[START OF Collected material]

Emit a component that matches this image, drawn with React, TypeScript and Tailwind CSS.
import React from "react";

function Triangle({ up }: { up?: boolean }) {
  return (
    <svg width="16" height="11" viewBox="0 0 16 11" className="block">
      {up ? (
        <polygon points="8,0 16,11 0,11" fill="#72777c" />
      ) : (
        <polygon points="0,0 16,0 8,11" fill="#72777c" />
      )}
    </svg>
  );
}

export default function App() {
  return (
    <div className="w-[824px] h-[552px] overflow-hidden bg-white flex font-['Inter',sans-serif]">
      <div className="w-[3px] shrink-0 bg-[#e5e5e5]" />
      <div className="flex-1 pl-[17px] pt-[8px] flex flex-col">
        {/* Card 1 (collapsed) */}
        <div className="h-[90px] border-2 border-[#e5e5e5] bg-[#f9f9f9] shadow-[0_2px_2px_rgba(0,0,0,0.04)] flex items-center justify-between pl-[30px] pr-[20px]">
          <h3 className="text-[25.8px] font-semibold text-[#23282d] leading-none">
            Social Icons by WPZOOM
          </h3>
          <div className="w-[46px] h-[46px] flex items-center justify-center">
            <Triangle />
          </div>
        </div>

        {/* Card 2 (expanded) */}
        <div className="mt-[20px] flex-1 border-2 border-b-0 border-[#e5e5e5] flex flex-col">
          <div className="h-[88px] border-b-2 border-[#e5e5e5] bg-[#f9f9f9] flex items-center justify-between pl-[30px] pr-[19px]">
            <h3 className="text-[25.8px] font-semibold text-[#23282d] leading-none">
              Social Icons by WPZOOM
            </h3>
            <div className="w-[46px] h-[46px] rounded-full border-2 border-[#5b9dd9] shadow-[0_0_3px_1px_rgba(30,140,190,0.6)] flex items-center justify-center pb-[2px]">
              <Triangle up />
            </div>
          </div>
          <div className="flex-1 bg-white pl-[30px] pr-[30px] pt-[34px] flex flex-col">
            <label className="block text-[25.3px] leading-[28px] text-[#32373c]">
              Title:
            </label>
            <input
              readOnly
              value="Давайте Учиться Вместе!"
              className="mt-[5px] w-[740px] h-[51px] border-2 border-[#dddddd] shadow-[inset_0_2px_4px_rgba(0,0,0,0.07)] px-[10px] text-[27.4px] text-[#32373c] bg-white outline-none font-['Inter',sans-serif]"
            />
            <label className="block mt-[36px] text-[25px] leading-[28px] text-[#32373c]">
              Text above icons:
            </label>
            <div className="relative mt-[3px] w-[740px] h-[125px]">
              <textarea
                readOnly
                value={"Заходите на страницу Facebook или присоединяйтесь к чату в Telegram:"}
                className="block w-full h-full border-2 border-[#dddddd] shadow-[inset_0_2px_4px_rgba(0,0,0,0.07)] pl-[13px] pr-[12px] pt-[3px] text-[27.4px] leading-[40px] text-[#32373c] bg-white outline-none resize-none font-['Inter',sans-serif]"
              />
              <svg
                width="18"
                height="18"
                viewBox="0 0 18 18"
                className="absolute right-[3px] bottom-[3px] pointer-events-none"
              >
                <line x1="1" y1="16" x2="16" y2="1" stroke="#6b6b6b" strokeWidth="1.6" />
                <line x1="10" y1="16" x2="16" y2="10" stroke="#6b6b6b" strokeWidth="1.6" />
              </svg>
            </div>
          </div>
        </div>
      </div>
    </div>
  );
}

[END OF Collected material]

__Exercise prompt__:
Set down the lines above as they stand, starting with the first line and ending with the line that contains "import React from".

__Response below__:
Emit a component that matches this image, drawn with React, TypeScript and Tailwind CSS.
import React from "react";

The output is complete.